Piron says religious girls should not go to army but do National Service instead

Education minister's 2002 ruling relevant again after chief rabbinate reiterated position forbidding women to enlist in army.

IDF female officers 521 (photo credit: Courtesy IDF)
IDF female officers 521
(photo credit: Courtesy IDF)
Education Minister Rabbi Shai Piron has ruled in the past that women should not serve in the IDF.
His response to a question on the issue several years ago came to light following comments made by Yesh Atid chairman and Finance Minister Yair Lapid on Friday that Chief Rabbis David Lau and Yitzhak Yosef should be fired after the Chief Rabbinate reiterated its position that it is forbidden according to Jewish law for women to enlist in the army.
Piron, No. 2 in Yesh Atid, who helped found the Orot Shaul hesder yeshiva in Petah Tikva and served there as a co-dean, gave the ruling in 2002 in an online response to a question by a religious girl who was asking for clarification on the issue after her teacher said that women should not go to the IDF.
The girl said she personally intended to go into the national service program for religious girls, but that she wanted to know in principle if IDF service for women was forbidden.
In response, Piron said that the main problem from a religious perspective was connected to contact between men and women in the army.
“I’m unaware of any arbiters of Jewish law who permit going to the army,” wrote Piron.
“The pressure, the unusual situation, is likely to create impure aspects from the meeting between boys and girls.... Just as we are aware of physical dangers, so too must we be sensitive to everything pertaining to spiritual dangers,” he continued. “Therefore it is incumbent upon you to do everything in order that you not find yourself in a risky situation and to refrain from service that is potentially dangerous.”
The exposure of Piron’s opinion on the matter generated considerable controversy in light of Lapid’s remarks, made on Friday on his Facebook page, that the chief rabbis should be fired following the restatement of its longstanding position that female enlistment in the army is prohibited by Jewish law.
“David Lau and Yitzhak Yosef are no longer worthy to serve in Israel as chief rabbis,” he wrote in a Facebook post.
“This is insolence and a national scandal, and we will work for their dismissal in the Knesset and in the government, and if necessary in the legal department as well,” the finance minister said.

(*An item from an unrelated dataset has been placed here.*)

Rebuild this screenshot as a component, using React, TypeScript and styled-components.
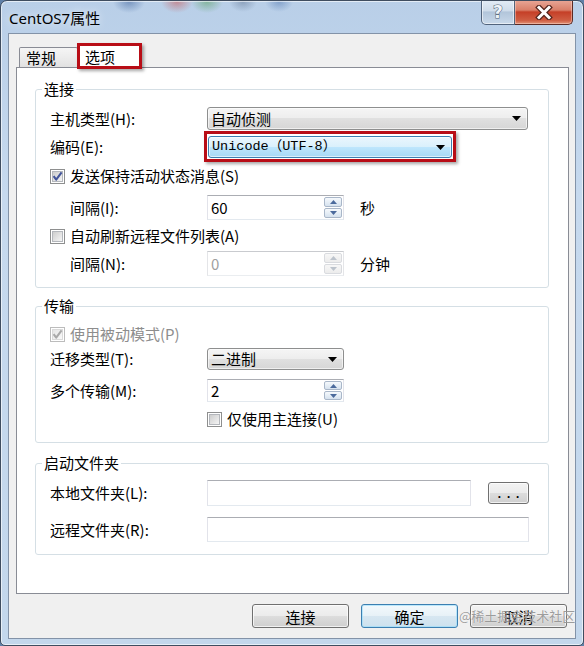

Piron’s office said in response to the reports that the minister “believes there is no place for draft evasion, including among religious girls, and that in the light of the positions held by arbiters of Jewish law, they should fulfill their obligations to the state with the two-year service in the accepted national service program.”
He added that all Israeli youth without exception, male or female, “have the right and obligation to serve the state,” and that the attempt to “weaken the hands of those who serve, both men and women, is illegitimate and unnecessary.”
The Chief Rabbinate has opposed female enlistment since as far back as 1951, with concerns particularly for religious girls for whom it was feared that service in the army would reduce their level of religious observance.
According to data collected by Ne’emanei Torah Ve’avodah (NTA), a moderate national-religious organization, increasing numbers from the more prestigious ulpanot, Jewish girls high schools, are enlisting to the IDF instead of the national service program.
Rabbi Shmuel Eliyahu, the chief rabbi of Safed and member of the Council of the Chief Rabbiante, has of late embarked on a strong campaign against religious girls serving in the army in response to this recent trend.
Eliyahu, from the conservative wing of the national religious movement, wrote a letter to the principals of ulpanot recently saying that “military service is not fitting for a Jewish girl.”
NTA said in response to the Chief Rabbinate’s statement that the enlistment of religious girls is a “broad ideological question” and that “many arbiters of Jewish law have recognized the fact that there is no one correct answer for everyone.”
NTA continued saying that the statement by the rabbinate “exposed once again the lack of relevance of the Council of the Chief Rabbinate in its current composition, and its disconnect from the public.”